The Rest of the Night.
There are a lot of things happening during this time, and we are usually running around capturing things including:
Your Grand Entrance
Welcome by Father of the Bride/Partner #1
Bouquet and Garter Tosses
All the Dances: First Dance, Father-Daughter Dance, Mother-Son Dance, Anniversary Dance, Money Dance
Large group portraits with Friends
Dinner. Our “downtime” is usually during dinner, when it’s totally not flattering to take photos of you and your guests chomping on some salmon or steak. We usually sneak off to refuel and refresh ourselves (and change batteries, etc.) to quickly get back in time for your key moments of your Reception. If possible, please let your caterer know to hand off our meal right after you get your plate so we can be present for any other special moments of your reception.
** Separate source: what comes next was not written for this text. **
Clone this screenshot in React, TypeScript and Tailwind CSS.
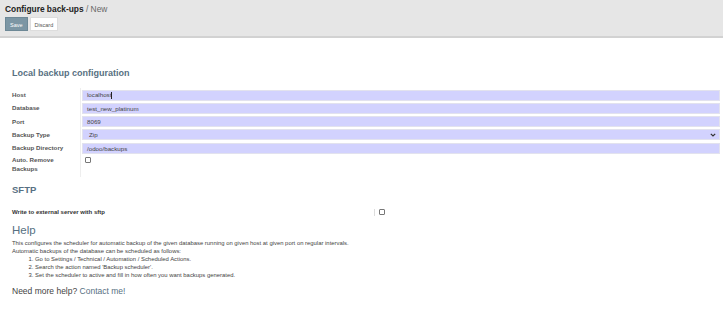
import * as React from "react"

const fields = [
    { label: "Host", value: "localhost", caret: true },
    { label: "Database", value: "test_new_platinum" },
    { label: "Port", value: "8069" },
    { label: "Backup Type", value: "Zip", select: true },
    { label: "Backup Directory", value: "/odoo/backups" },
]

function Checkbox() {
    return <span className="block w-[6px] h-[6px] border border-[#777] rounded-[1px] bg-white" />
}

export default function App() {
    return (
        <div className="w-[723px] h-[317px] bg-white overflow-hidden text-[#4c4c4c]" style={{ fontFamily: "'Liberation Sans', Arial, sans-serif" }}>
            <div className="h-[38px] bg-[#e6e6e6] border-b-2 border-[#d2d2d2] px-[5px] pt-[4px]">
                <div className="text-[8.4px] leading-[11px]">
                    <span className="font-bold text-[#222]">Configure back-ups</span>
                    <span className="text-[#666]"> / New</span>
                </div>
                <div className="flex gap-[2px] mt-[2px]">
                    <button className="h-[14px] px-[4px] bg-[#7c96a4] text-white text-[5.5px] leading-[14px] border border-[#6d8896]">Save</button>
                    <button className="h-[14px] px-[4px] bg-white text-[#555] text-[5.5px] leading-[14px] border border-[#ddd]">Discard</button>
                </div>
            </div>

            <div className="px-[12px]">
                <div className="mt-[29px] text-[9px] font-bold text-[#577082] leading-[12px]">Local backup configuration</div>

                <div className="mt-[9px] flex">
                    <div className="w-[68px] shrink-0 pt-[1px]">
                        {fields.map((f) => (
                            <div key={f.label} className="h-[13.3px] text-[6.2px] font-bold text-[#555] leading-[12px]">{f.label}</div>
                        ))}
                        <div className="text-[6.2px] font-bold text-[#555] leading-[8.5px] pt-[1px] pb-[4px]">Auto. Remove<br />Backups</div>
                    </div>
                    <div className="flex-1 border-l border-[#eee] pl-[1px] -mr-[9px]">
                        {fields.map((f) => (
                            <div key={f.label} className="h-[13.3px] pt-[1.5px]">
                                <div className="h-[11px] bg-[#d2d2fe] border border-[#e2e2ee] flex items-center justify-between pl-[4px] pr-[3px] text-[6.2px] text-[#444]">
                                    <span className={f.select ? "pl-[2px]" : ""}>
                                        {f.value}
                                        {f.caret && <span className="inline-block w-[0.5px] h-[7px] bg-[#222] align-middle" />}
                                    </span>
                                    {f.select && (
                                        <svg width="6" height="4" viewBox="0 0 6 4" fill="none">
                                            <path d="M0.8 0.8 L3 3 L5.2 0.8" stroke="#333" strokeWidth="1.2" />
                                        </svg>
                                    )}
                                </div>
                            </div>
                        ))}
                        <div className="pl-[3px] pt-[3px] h-[22px] flex items-start">
                            <Checkbox />
                        </div>
                    </div>
                </div>

                <div className="mt-[7px] text-[9.5px] font-bold text-[#577082] leading-[12px]">SFTP</div>

                <div className="mt-[12px] flex items-center">
                    <div className="w-[362px] shrink-0 text-[6px] font-bold text-[#333] leading-[8px]">Write to external server with sftp</div>
                    <div className="border-l border-[#ddd] h-[7px] mr-[4px]" />
                    <Checkbox />
                </div>

                <div className="mt-[8px] text-[11.5px] font-normal text-[#577082] leading-[13px]">Help</div>
                <div className="text-[5.9px] leading-[8px] text-[#444] mt-[2px]">
                    <div>This configures the scheduler for automatic backup of the given database running on given host at given port on regular intervals.</div>
                    <div>Automatic backups of the database can be scheduled as follows:</div>
                    <ol className="list-decimal pl-[23px]">
                        <li>Go to Settings / Technical / Automation / Scheduled Actions.</li>
                        <li>Search the action named 'Backup scheduler'.</li>
                        <li>Set the scheduler to active and fill in how often you want backups generated.</li>
                    </ol>
                </div>
                <div className="mt-[7px] text-[8.5px] leading-[11px] text-[#444]">
                    Need more help? <span className="text-[#577082]">Contact me!</span>
                </div>
            </div>
        </div>
    )
}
The Send-Off (aka Time for You to Escape!) // If you are planning to have an official “Send Off”, it’s again helpful to designate your Wedding Coordinator or family/friend to help gather your guests in a specific area ready to help send you off as Newlyweds. OR… you can also do a “Controlled Exit” where we grab a few of your wedding party and friends while you pretend to exit. It can save you some time and money to get that “Send Off” shot without waiting to the very end of the night.
POST WEDDING STUFF
Your Online Gallery
SHARING + COPYRIGHT
BACKUP THOSE IMAGES
I usually send a Sneak Peek to you sometime the week after your wedding. Please expect at 2-3 weeks for an email from me with the rest of your images. I will need that time to go through the thousands of images taken, cull the good ones, edit, export, and then import your photos into your gallery.
Once you get that special email, you’re welcome to share and/or print your images. I do not watermark since I hate how it looks, so thank you for making sure to credit my work if you do share these. It means a lot to me, and I’m so thankful that you’ve trusted me with capturing your day.
Your gallery will expire 1 year after your wedding so you have plenty of time to download the entire set and back-up on your computer. Just in time to eat that old wedding cake in the freezer, if you’re into that.
Last but not least, a huge thanks for trusting me as your photographer for your big day. I know, it’s a lot of pressure but I’m up for the challenge. ;) As you probably know already, your wedding will come and go in a day but your marriage will last much longer. The most important part of all this is you two. Make time together even through all this crazy wedding planning stuff. And if you need anything, please reach out to me. I’m rooting for you guys for a lifetime of adventures together!
Also, if I’m missing anything here, make sure I get that Wedding Day Questionnaire from you and let’s make sure we chat about it at our next check-in.
SEE YOU SOON!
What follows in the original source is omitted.